Overseas Briefing

March 27, 2008



Only 30 per cent of Indian universities offer "high quality" education, according to a report by India's parliamentary estimates committee. It says: "It was regrettable to note that most universities lack high standards even after the existence of the University Grants Commission for 50 years ... Our university standards are not up to those of internationally renowned universities and our universities do not figure in the lists of globally popular ratings." It points out that only four Indian institutions, including the universities of Delhi and Calcutta, were in the Times Higher Education world rankings.



Chinese universities face debts of up to 500 billion yuan (£35.6 billion) and will have to invest another one trillion yuan to hit enrolment targets of 30 per cent, a top political adviser has said. Xu Hui of the Central Committee of the China Democratic League said it would take the Government 40 years to cover the expense, news agency Xinhua reported. He said that although publicly owned universities accounted for 85 per cent of students, they had just 57 per cent of sector funding, adding that the failure of the Government to fulfil its funding commitments had left many universities "unable to make ends meet".



A row over a strict attendance policy for senior staff at the University of Akron, Ohio has led to a department head being removed from his post. The university ordered department chairs to be present on campus from 8am to 5pm, Monday to Friday, unless they had written permission from a dean. Howard M. Ducharme Jr, the philosophy department head, said the first he knew of the edict was when he was called at home at 4.30pm one day asking why he was absent. He insisted that his day had begun with a meeting at 6.30am, but The Chronicle of Higher Education reported that he was told the dean considered him to be Awol. The professor complained to the provost, but received a letter informing him of his demotion from the post he had held for 11 years. He will continue at Akron as a professor.

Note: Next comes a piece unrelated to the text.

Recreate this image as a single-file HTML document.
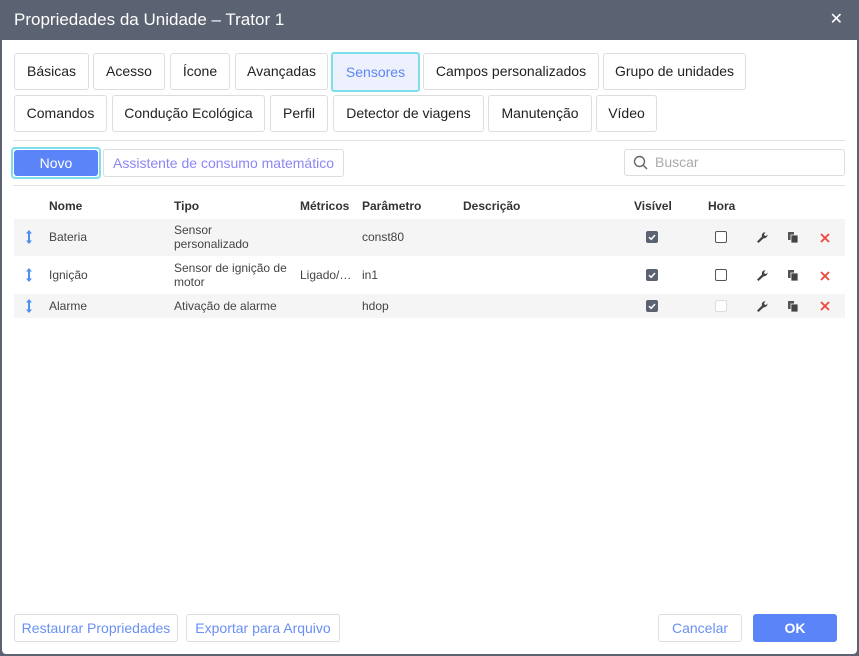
<!DOCTYPE html>
<html><head><meta charset="utf-8"><style>
*{box-sizing:border-box;margin:0;padding:0}
body{width:859px;height:656px;background:#5b6271;font-family:"Liberation Sans",sans-serif;position:relative;overflow:hidden;font-size:13px;color:#333}
.hdr{position:absolute;left:0;top:0;width:859px;height:40px;color:#fff;font-size:17px;line-height:40px;padding-left:14px}
.x{position:absolute;right:16px;top:0;font-size:16px;line-height:40px;color:#fff}
.body{position:absolute;left:2px;top:40px;width:855px;height:614px;background:#fff;border-radius:0 0 4px 4px}
.a{position:absolute}
.tab{position:absolute;height:37px;border:1px solid #ddd;border-radius:3px;line-height:35px;text-align:center;font-size:14px;color:#222;background:#fff}
.tab.on{background:#edf1fd;color:#5d86f5;border:2px solid #7ddfee;line-height:33px}
.btn{position:absolute;border:1px solid #ddd;border-radius:3px;text-align:center;color:#6a8ff5;font-size:14px;background:#fff}
.sep{position:absolute;left:13px;width:832px;height:1px;background:#e2e2e2}
.th{position:absolute;top:199px;font-size:12px;font-weight:bold;color:#333}
.row{position:absolute;left:14px;width:831px}
.c{position:absolute;font-size:12px;color:#444;line-height:14px}
.cb{position:absolute;width:12px;height:12px;border-radius:2px}
.cb.on{background:#5b6271}
.cb.off{border:1px solid #555;background:#fff}
.cb.dis{border:1px solid #ddd;background:#fff}
</style></head><body>
<div class="hdr">Propriedades da Unidade – Trator 1</div>
<div class="x">✕</div>
<div class="body"></div>
<div class="tab" style="left:14px;top:53px;width:75px">Básicas</div>
<div class="tab" style="left:93px;top:53px;width:72px">Acesso</div>
<div class="tab" style="left:170px;top:53px;width:60px">Ícone</div>
<div class="tab" style="left:235px;top:53px;width:93px">Avançadas</div>
<div class="tab on" style="left:331px;top:52px;width:89px;height:40px;line-height:36px">Sensores</div>
<div class="tab" style="left:423px;top:53px;width:176px">Campos personalizados</div>
<div class="tab" style="left:603px;top:53px;width:143px">Grupo de unidades</div>
<div class="tab" style="left:14px;top:95px;width:93px">Comandos</div>
<div class="tab" style="left:112px;top:95px;width:153px">Condução Ecológica</div>
<div class="tab" style="left:270px;top:95px;width:58px">Perfil</div>
<div class="tab" style="left:333px;top:95px;width:151px">Detector de viagens</div>
<div class="tab" style="left:488px;top:95px;width:104px">Manutenção</div>
<div class="tab" style="left:596px;top:95px;width:61px">Vídeo</div>
<div class="sep" style="top:140px"></div>
<div class="a" style="left:11px;top:147px;width:90px;height:32px;border:2px solid #7ddfee;border-radius:4px"></div>
<div class="a" style="left:14px;top:150px;width:84px;height:26px;background:#5b84f8;border-radius:3px;color:#fff;text-align:center;line-height:26px;font-size:14px">Novo</div>
<div class="btn" style="left:103px;top:149px;width:241px;height:28px;line-height:26px;color:#8a87f5">Assistente de consumo matemático</div>
<div class="a" style="left:624px;top:149px;width:221px;height:27px;border:1px solid #ddd;border-radius:3px"></div>
<svg class="a" style="left:633px;top:155px" width="16" height="16" viewBox="0 0 16 16"><circle cx="6.5" cy="6.5" r="5" fill="none" stroke="#666" stroke-width="1.4"/><path d="M10 10L14 14" stroke="#666" stroke-width="1.5"/></svg>
<div class="a" style="left:655px;top:154px;font-size:14px;color:#aaa">Buscar</div>
<div class="sep" style="top:185px"></div>
<div class="th" style="left:49px">Nome</div>
<div class="th" style="left:174px">Tipo</div>
<div class="th" style="left:300px">Métricos</div>
<div class="th" style="left:362px">Parâmetro</div>
<div class="th" style="left:463px">Descrição</div>
<div class="th" style="left:634px">Visível</div>
<div class="th" style="left:708px">Hora</div>

<div class="row" style="top:219px;height:37px;background:#f5f5f5"></div>
<div class="row" style="top:256px;height:38px;background:#fff"></div>
<div class="row" style="top:294px;height:24px;background:#f5f5f5"></div>

<div class="c" style="left:49px;top:230px">Bateria</div>
<div class="c" style="left:174px;top:223px">Sensor<br>personalizado</div>
<div class="c" style="left:362px;top:230px">const80</div>
<div class="c" style="left:49px;top:268px">Ignição</div>
<div class="c" style="left:174px;top:261px">Sensor de ignição de<br>motor</div>
<div class="c" style="left:300px;top:268px">Ligado/…</div>
<div class="c" style="left:362px;top:268px">in1</div>
<div class="c" style="left:49px;top:299px">Alarme</div>
<div class="c" style="left:174px;top:299px">Ativação de alarme</div>
<div class="c" style="left:362px;top:299px">hdop</div>

<svg width="0" height="0" style="position:absolute"><defs>
<g id="ud"><path d="M4 1L1 4.5H3V11.5H1L4 15L7 11.5H5V4.5H7Z" fill="#4a90f0"/></g>
<g id="ck"><rect width="12" height="12" rx="2" fill="#5b6271"/><path d="M3 6.2L5.2 8.3L9 4" stroke="#fff" stroke-width="1.5" fill="none"/></g>
<g id="wr"><path d="M2 10.5L7 5.5C6.5 4 7 2 9 1.5C10 1.3 10.5 1.5 10.5 1.5L9 3.2L9.6 4.6L11 5L12.5 3.5C12.7 5.5 11 7.3 8.7 7.2L3.5 12Z" fill="#444"/></g>
<g id="cp"><rect x="0" y="0" width="6" height="8" fill="#555"/><rect x="3" y="3" width="7" height="8" fill="#444" stroke="#f5f5f5" stroke-width="0.8"/></g>
<g id="dl"><path d="M1 1L9 9M9 1L1 9" stroke="#f0443a" stroke-width="1.8"/></g>
</defs></svg>

<svg class="a" style="left:25px;top:229px" width="8" height="16"><use href="#ud"/></svg>
<svg class="a" style="left:25px;top:267px" width="8" height="16"><use href="#ud"/></svg>
<svg class="a" style="left:25px;top:298px" width="8" height="16"><use href="#ud"/></svg>

<svg class="a" style="left:646px;top:231px" width="12" height="12"><use href="#ck"/></svg>
<svg class="a" style="left:646px;top:269px" width="12" height="12"><use href="#ck"/></svg>
<svg class="a" style="left:646px;top:300px" width="12" height="12"><use href="#ck"/></svg>
<div class="cb off" style="left:715px;top:231px"></div>
<div class="cb off" style="left:715px;top:269px"></div>
<div class="cb dis" style="left:715px;top:300px"></div>

<svg class="a" style="left:755px;top:231px" width="13" height="13"><use href="#wr"/></svg>
<svg class="a" style="left:755px;top:269px" width="13" height="13"><use href="#wr"/></svg>
<svg class="a" style="left:755px;top:300px" width="13" height="13"><use href="#wr"/></svg>
<svg class="a" style="left:788px;top:232px" width="11" height="11"><use href="#cp"/></svg>
<svg class="a" style="left:788px;top:270px" width="11" height="11"><use href="#cp"/></svg>
<svg class="a" style="left:788px;top:301px" width="11" height="11"><use href="#cp"/></svg>
<svg class="a" style="left:820px;top:233px" width="10" height="10"><use href="#dl"/></svg>
<svg class="a" style="left:820px;top:271px" width="10" height="10"><use href="#dl"/></svg>
<svg class="a" style="left:820px;top:301px" width="10" height="10"><use href="#dl"/></svg>

<div class="btn" style="left:14px;top:614px;width:164px;height:28px;line-height:26px">Restaurar Propriedades</div>
<div class="btn" style="left:186px;top:614px;width:154px;height:28px;line-height:26px">Exportar para Arquivo</div>
<div class="btn" style="left:658px;top:614px;width:84px;height:28px;line-height:26px">Cancelar</div>
<div class="a" style="left:753px;top:614px;width:84px;height:28px;background:#5b84f8;border-radius:3px;color:#fff;text-align:center;line-height:28px;font-size:14px;font-weight:bold">OK</div>
</body></html>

Almost half of Australia's academics believe their university managers are incompetent. In a survey of 1,200 academics in 21 institutions, 40 per cent said they disagreed with the assertion that their management was providing competent leadership. Only 30 per cent agreed, and 30 per cent did not respond. Lynn Meeks, director of the LH Martin Institute for Higher Education Management and Leadership at the University of Melbourne, told The Australian newspaper that the sector had "a long way to go". Ms Meeks said: "The evidence suggests that our institutions are characterised by cumbersome administrative processes, inadequate internal communication systems and support structures in teaching, research and management that leave a bit to be desired."



A 64-year-old man has enrolled as a student in 12 subjects at Bucharest's Spiru Haret University. Ioan Hanganu, who lives in Bacau, eastern Romania, attends two of the courses daily and does the rest via distance learning. He said: "I will have over 180 exams every year and have passed 600 since I started studying. During the past session, I had almost 90 exams and I passed them all. Some of my peers and lecturers see me as a special case, though most of them can't see how I can cope with all these exams." His studies cost him about 12,000 leu (£2,500) a year.



The Australian Education Minister has confirmed that 2010 is the first year in which universities are likely to see significant new money from the Rudd Government. Julia Gillard outlined a process for funding reform, putting finance agreements for individual universities, known as compacts, at the heart of the long-term strategy. A review of this system is due to be completed by the end of the year, and negotiations over individual compacts will not start until 2009, for implementation in 2010, she said.